When Beethoven died, his cause of death was unknown. Reportedly plagued with a variety of unpleasant symptoms, he was chronically irritable, depressed, and often suffered from abdominal pain. Some 200 years later, a chemical analysis of hair clipped from Beethoven’s head the day after he died revealed the culprit—lead poisoning. The end did not come quickly. The lead killed him slowly and quietly, one little bit of poison at a time.
That’s exactly how bitterness destroys a marriage—one little bit of poison at a time. Resentment in marriage accumulates in the soul and slowly but surely poisons the one who carries it. In order to have sweetness in your marriage, you first have to quench bitterness. Here are 3 questions you need to ask.
What causes bitterness?
In every marriage, husbands and wives hurt each other. It’s usually not intentional, but it is inevitable. Sometimes a spouse will continue to repeat a behavior that hurts the other, even after the behavior is confronted. Bitterness gets a foothold when you feed the hurt instead of granting forgiveness.
What’s wrong with bitterness?
Being around a bitter person is equally unpleasant. A bitter person is easily identified by a sad or sorrowful countenance. Bitter people are typically sarcastic and critical. And bitterness has made them reluctant to trust others. There are three things that are ultimately wrong with bitterness.
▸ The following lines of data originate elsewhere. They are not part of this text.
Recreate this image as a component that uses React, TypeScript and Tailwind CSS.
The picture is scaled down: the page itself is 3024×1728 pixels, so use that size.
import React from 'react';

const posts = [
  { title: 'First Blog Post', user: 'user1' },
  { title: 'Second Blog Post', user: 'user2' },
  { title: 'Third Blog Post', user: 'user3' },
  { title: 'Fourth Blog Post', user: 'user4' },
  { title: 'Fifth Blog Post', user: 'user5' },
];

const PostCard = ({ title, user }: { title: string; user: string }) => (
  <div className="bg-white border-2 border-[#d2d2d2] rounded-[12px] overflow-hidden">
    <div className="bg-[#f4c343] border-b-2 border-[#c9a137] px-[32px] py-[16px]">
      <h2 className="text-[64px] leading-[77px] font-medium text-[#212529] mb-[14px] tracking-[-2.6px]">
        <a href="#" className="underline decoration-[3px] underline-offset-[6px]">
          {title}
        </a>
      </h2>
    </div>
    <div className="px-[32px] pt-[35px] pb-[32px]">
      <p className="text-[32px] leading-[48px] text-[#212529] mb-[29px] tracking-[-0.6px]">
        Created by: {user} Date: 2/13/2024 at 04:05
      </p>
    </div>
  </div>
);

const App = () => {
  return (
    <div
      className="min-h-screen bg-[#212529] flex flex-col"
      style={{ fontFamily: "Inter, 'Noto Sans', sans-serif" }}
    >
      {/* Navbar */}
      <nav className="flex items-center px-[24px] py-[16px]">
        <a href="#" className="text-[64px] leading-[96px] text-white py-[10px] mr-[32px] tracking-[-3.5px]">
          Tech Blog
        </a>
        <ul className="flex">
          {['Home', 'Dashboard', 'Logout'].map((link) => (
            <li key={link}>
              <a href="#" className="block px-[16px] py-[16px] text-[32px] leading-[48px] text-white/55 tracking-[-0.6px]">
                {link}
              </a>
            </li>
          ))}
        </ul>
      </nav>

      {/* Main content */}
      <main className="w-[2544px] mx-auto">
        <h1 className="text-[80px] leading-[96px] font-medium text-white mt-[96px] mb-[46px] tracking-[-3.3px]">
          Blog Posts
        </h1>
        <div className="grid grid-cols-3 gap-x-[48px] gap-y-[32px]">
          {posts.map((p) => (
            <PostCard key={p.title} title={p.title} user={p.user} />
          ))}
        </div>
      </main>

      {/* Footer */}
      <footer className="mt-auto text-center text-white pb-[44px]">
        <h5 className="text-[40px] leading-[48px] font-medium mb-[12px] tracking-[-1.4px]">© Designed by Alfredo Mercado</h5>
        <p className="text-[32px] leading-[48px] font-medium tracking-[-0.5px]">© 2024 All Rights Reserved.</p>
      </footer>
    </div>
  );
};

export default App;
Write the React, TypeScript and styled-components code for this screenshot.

First, it discourages forgiveness. As I mentioned in my blog on giving forgiveness, you need to be able to let go of your list of offenses. You can’t do that and be bitter at the same time.
Second, it keeps the offender from changing his or her ways. Bitterness starts off as a small offense that the bitter person doesn’t address with his or her spouse. Each new offense feeds the bitterness and takes up a lot of room in the person’s mind and heart. Cultivating the bitterness keeps you from airing your grievance to your spouse. How can your wife, for example, apologize for something she is not aware she is doing?
Third, it spreads. Once bitterness has taken hold, it tends to contaminate, at least in the eyes of the offended person, everything the other person says or does, even if it’s something good. Bitterness spreads like a crack in a window. It might look insignificant on the surface, but left alone, it races forward, branching and splitting until the glass shatters.
How can you get rid of bitterness?
First, confess your bitterness to your spouse. One of the strongest holds of bitterness is the secrecy of it. Once you voice your concerns, they can be addressed.
Second, forgive your spouse and ask for forgiveness in return. Seek peace with your spouse and have the grace to forgive. You may not realize it, but you need to be forgiven as much as you need to forgive.
Third, identify all your hurts and address them with your spouse. Once you’ve finally decided to come clean about your bitterness, you want to get it all out. Now isn’t the time to hold back but to be purposeful in seeking resolution, not just an opportunity to unleash. Before talking to your spouse, let him or her know that you plan to set aside some uninterrupted time for you to talk about some issues. As you talk, keep the discussion productive. Start with the confession, and then talk about your hurts. Above all, speak the truth with love and you will be able to put conflict to R.E.S.T.
Fourth, remember that you can only change you. You cannot change your spouse. Resolve to let bitterness go and embrace the sweetness that your marriage provides by meaningful, honest communication and love.